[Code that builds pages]
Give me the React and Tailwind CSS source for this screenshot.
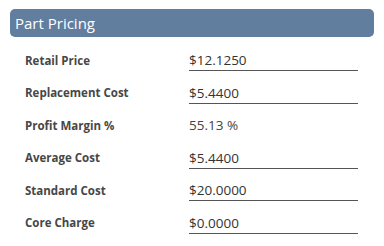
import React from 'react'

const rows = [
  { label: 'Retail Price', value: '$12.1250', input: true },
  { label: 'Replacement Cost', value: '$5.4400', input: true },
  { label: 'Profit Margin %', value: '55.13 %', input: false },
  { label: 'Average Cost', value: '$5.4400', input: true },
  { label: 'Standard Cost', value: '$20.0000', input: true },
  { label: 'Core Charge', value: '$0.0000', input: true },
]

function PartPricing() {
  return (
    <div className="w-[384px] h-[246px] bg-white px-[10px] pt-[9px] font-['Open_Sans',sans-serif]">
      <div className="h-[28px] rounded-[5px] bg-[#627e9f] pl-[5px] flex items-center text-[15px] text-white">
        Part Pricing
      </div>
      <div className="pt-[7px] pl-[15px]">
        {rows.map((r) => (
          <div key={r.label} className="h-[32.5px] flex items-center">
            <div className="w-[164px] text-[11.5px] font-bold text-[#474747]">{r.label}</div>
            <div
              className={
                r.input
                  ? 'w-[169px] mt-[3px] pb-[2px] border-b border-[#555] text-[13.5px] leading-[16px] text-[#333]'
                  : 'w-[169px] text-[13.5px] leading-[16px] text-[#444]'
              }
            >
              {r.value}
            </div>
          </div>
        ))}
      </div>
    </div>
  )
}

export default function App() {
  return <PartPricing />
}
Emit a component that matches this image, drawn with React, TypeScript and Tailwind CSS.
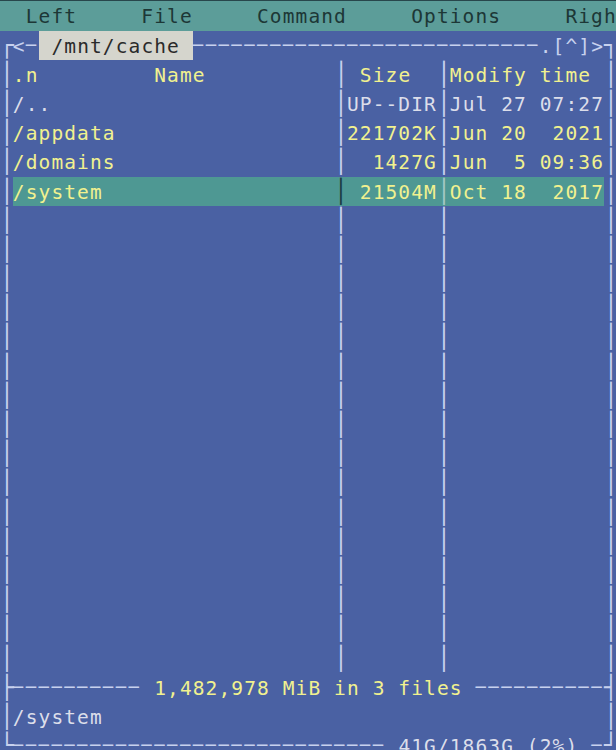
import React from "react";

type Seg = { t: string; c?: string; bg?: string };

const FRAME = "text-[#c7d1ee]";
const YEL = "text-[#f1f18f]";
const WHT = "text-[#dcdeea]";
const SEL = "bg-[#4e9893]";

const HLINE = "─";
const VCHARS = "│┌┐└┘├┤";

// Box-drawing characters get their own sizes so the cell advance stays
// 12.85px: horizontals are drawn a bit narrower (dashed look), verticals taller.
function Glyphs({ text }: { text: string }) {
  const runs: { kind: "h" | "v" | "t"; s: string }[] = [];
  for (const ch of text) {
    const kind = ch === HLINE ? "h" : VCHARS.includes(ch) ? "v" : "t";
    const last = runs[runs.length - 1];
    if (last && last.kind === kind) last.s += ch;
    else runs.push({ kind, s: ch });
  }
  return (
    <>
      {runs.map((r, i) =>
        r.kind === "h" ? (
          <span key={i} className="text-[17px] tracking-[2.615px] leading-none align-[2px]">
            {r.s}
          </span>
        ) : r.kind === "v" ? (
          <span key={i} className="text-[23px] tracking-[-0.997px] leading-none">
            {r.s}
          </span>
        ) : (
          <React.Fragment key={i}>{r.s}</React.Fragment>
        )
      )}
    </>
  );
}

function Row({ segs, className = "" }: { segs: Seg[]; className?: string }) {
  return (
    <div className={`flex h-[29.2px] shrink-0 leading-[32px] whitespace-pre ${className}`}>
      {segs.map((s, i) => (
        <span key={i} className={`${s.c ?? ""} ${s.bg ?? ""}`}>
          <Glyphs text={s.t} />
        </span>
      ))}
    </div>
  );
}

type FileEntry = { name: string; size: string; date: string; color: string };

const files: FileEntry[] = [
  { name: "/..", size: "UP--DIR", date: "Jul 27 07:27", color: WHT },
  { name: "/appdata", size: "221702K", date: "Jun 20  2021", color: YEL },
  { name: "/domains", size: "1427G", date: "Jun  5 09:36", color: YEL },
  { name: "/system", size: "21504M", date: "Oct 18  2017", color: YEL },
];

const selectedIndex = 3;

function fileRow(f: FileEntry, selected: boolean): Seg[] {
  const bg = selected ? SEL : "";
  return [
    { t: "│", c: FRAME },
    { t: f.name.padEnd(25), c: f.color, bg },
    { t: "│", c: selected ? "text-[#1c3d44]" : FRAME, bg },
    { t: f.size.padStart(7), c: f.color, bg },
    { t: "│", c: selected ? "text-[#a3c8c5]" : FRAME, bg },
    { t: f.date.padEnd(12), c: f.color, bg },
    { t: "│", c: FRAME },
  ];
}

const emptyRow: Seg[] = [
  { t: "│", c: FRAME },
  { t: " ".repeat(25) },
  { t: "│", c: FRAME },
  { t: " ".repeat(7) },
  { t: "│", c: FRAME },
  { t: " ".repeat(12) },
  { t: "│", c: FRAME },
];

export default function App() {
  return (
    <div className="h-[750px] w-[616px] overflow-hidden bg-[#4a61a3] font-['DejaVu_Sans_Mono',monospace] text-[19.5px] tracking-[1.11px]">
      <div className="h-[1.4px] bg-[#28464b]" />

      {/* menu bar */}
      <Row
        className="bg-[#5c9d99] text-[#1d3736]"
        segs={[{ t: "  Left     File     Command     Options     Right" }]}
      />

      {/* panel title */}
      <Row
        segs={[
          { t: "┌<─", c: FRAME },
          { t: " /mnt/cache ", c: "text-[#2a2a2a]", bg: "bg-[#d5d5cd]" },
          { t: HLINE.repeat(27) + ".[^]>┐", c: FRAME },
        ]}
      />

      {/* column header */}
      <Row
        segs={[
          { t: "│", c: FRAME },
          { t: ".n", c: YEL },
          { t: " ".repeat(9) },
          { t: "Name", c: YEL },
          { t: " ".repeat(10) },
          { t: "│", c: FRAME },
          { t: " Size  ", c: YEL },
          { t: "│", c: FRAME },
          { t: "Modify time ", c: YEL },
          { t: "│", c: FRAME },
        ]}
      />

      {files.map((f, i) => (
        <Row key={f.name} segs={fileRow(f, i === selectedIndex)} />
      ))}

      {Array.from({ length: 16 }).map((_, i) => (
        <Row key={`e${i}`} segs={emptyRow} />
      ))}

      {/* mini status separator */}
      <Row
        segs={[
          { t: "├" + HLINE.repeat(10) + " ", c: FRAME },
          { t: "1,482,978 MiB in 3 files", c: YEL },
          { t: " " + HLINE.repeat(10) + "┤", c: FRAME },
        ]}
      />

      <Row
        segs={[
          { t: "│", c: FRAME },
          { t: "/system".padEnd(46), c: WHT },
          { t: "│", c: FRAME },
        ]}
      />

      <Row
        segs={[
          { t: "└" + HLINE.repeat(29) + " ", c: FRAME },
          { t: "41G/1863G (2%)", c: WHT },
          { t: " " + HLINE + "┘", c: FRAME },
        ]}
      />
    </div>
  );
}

- _WRITTEN PROBLEM_
Write the listing above out again exactly, dropping each image.

- _FINISHED TASK_
Give me the React and Tailwind CSS source for this screenshot.
import React from 'react'

const rows = [
  { label: 'Retail Price', value: '$12.1250', input: true },
  { label: 'Replacement Cost', value: '$5.4400', input: true },
  { label: 'Profit Margin %', value: '55.13 %', input: false },
  { label: 'Average Cost', value: '$5.4400', input: true },
  { label: 'Standard Cost', value: '$20.0000', input: true },
  { label: 'Core Charge', value: '$0.0000', input: true },
]

function PartPricing() {
  return (
    <div className="w-[384px] h-[246px] bg-white px-[10px] pt-[9px] font-['Open_Sans',sans-serif]">
      <div className="h-[28px] rounded-[5px] bg-[#627e9f] pl-[5px] flex items-center text-[15px] text-white">
        Part Pricing
      </div>
      <div className="pt-[7px] pl-[15px]">
        {rows.map((r) => (
          <div key={r.label} className="h-[32.5px] flex items-center">
            <div className="w-[164px] text-[11.5px] font-bold text-[#474747]">{r.label}</div>
            <div
              className={
                r.input
                  ? 'w-[169px] mt-[3px] pb-[2px] border-b border-[#555] text-[13.5px] leading-[16px] text-[#333]'
                  : 'w-[169px] text-[13.5px] leading-[16px] text-[#444]'
              }
            >
              {r.value}
            </div>
          </div>
        ))}
      </div>
    </div>
  )
}

export default function App() {
  return <PartPricing />
}
Emit a component that matches this image, drawn with React, TypeScript and Tailwind CSS.
import React from "react";

type Seg = { t: string; c?: string; bg?: string };

const FRAME = "text-[#c7d1ee]";
const YEL = "text-[#f1f18f]";
const WHT = "text-[#dcdeea]";
const SEL = "bg-[#4e9893]";

const HLINE = "─";
const VCHARS = "│┌┐└┘├┤";

// Box-drawing characters get their own sizes so the cell advance stays
// 12.85px: horizontals are drawn a bit narrower (dashed look), verticals taller.
function Glyphs({ text }: { text: string }) {
  const runs: { kind: "h" | "v" | "t"; s: string }[] = [];
  for (const ch of text) {
    const kind = ch === HLINE ? "h" : VCHARS.includes(ch) ? "v" : "t";
    const last = runs[runs.length - 1];
    if (last && last.kind === kind) last.s += ch;
    else runs.push({ kind, s: ch });
  }
  return (
    <>
      {runs.map((r, i) =>
        r.kind === "h" ? (
          <span key={i} className="text-[17px] tracking-[2.615px] leading-none align-[2px]">
            {r.s}
          </span>
        ) : r.kind === "v" ? (
          <span key={i} className="text-[23px] tracking-[-0.997px] leading-none">
            {r.s}
          </span>
        ) : (
          <React.Fragment key={i}>{r.s}</React.Fragment>
        )
      )}
    </>
  );
}

function Row({ segs, className = "" }: { segs: Seg[]; className?: string }) {
  return (
    <div className={`flex h-[29.2px] shrink-0 leading-[32px] whitespace-pre ${className}`}>
      {segs.map((s, i) => (
        <span key={i} className={`${s.c ?? ""} ${s.bg ?? ""}`}>
          <Glyphs text={s.t} />
        </span>
      ))}
    </div>
  );
}

type FileEntry = { name: string; size: string; date: string; color: string };

const files: FileEntry[] = [
  { name: "/..", size: "UP--DIR", date: "Jul 27 07:27", color: WHT },
  { name: "/appdata", size: "221702K", date: "Jun 20  2021", color: YEL },
  { name: "/domains", size: "1427G", date: "Jun  5 09:36", color: YEL },
  { name: "/system", size: "21504M", date: "Oct 18  2017", color: YEL },
];

const selectedIndex = 3;

function fileRow(f: FileEntry, selected: boolean): Seg[] {
  const bg = selected ? SEL : "";
  return [
    { t: "│", c: FRAME },
    { t: f.name.padEnd(25), c: f.color, bg },
    { t: "│", c: selected ? "text-[#1c3d44]" : FRAME, bg },
    { t: f.size.padStart(7), c: f.color, bg },
    { t: "│", c: selected ? "text-[#a3c8c5]" : FRAME, bg },
    { t: f.date.padEnd(12), c: f.color, bg },
    { t: "│", c: FRAME },
  ];
}

const emptyRow: Seg[] = [
  { t: "│", c: FRAME },
  { t: " ".repeat(25) },
  { t: "│", c: FRAME },
  { t: " ".repeat(7) },
  { t: "│", c: FRAME },
  { t: " ".repeat(12) },
  { t: "│", c: FRAME },
];

export default function App() {
  return (
    <div className="h-[750px] w-[616px] overflow-hidden bg-[#4a61a3] font-['DejaVu_Sans_Mono',monospace] text-[19.5px] tracking-[1.11px]">
      <div className="h-[1.4px] bg-[#28464b]" />

      {/* menu bar */}
      <Row
        className="bg-[#5c9d99] text-[#1d3736]"
        segs={[{ t: "  Left     File     Command     Options     Right" }]}
      />

      {/* panel title */}
      <Row
        segs={[
          { t: "┌<─", c: FRAME },
          { t: " /mnt/cache ", c: "text-[#2a2a2a]", bg: "bg-[#d5d5cd]" },
          { t: HLINE.repeat(27) + ".[^]>┐", c: FRAME },
        ]}
      />

      {/* column header */}
      <Row
        segs={[
          { t: "│", c: FRAME },
          { t: ".n", c: YEL },
          { t: " ".repeat(9) },
          { t: "Name", c: YEL },
          { t: " ".repeat(10) },
          { t: "│", c: FRAME },
          { t: " Size  ", c: YEL },
          { t: "│", c: FRAME },
          { t: "Modify time ", c: YEL },
          { t: "│", c: FRAME },
        ]}
      />

      {files.map((f, i) => (
        <Row key={f.name} segs={fileRow(f, i === selectedIndex)} />
      ))}

      {Array.from({ length: 16 }).map((_, i) => (
        <Row key={`e${i}`} segs={emptyRow} />
      ))}

      {/* mini status separator */}
      <Row
        segs={[
          { t: "├" + HLINE.repeat(10) + " ", c: FRAME },
          { t: "1,482,978 MiB in 3 files", c: YEL },
          { t: " " + HLINE.repeat(10) + "┤", c: FRAME },
        ]}
      />

      <Row
        segs={[
          { t: "│", c: FRAME },
          { t: "/system".padEnd(46), c: WHT },
          { t: "│", c: FRAME },
        ]}
      />

      <Row
        segs={[
          { t: "└" + HLINE.repeat(29) + " ", c: FRAME },
          { t: "41G/1863G (2%)", c: WHT },
          { t: " " + HLINE + "┘", c: FRAME },
        ]}
      />
    </div>
  );
}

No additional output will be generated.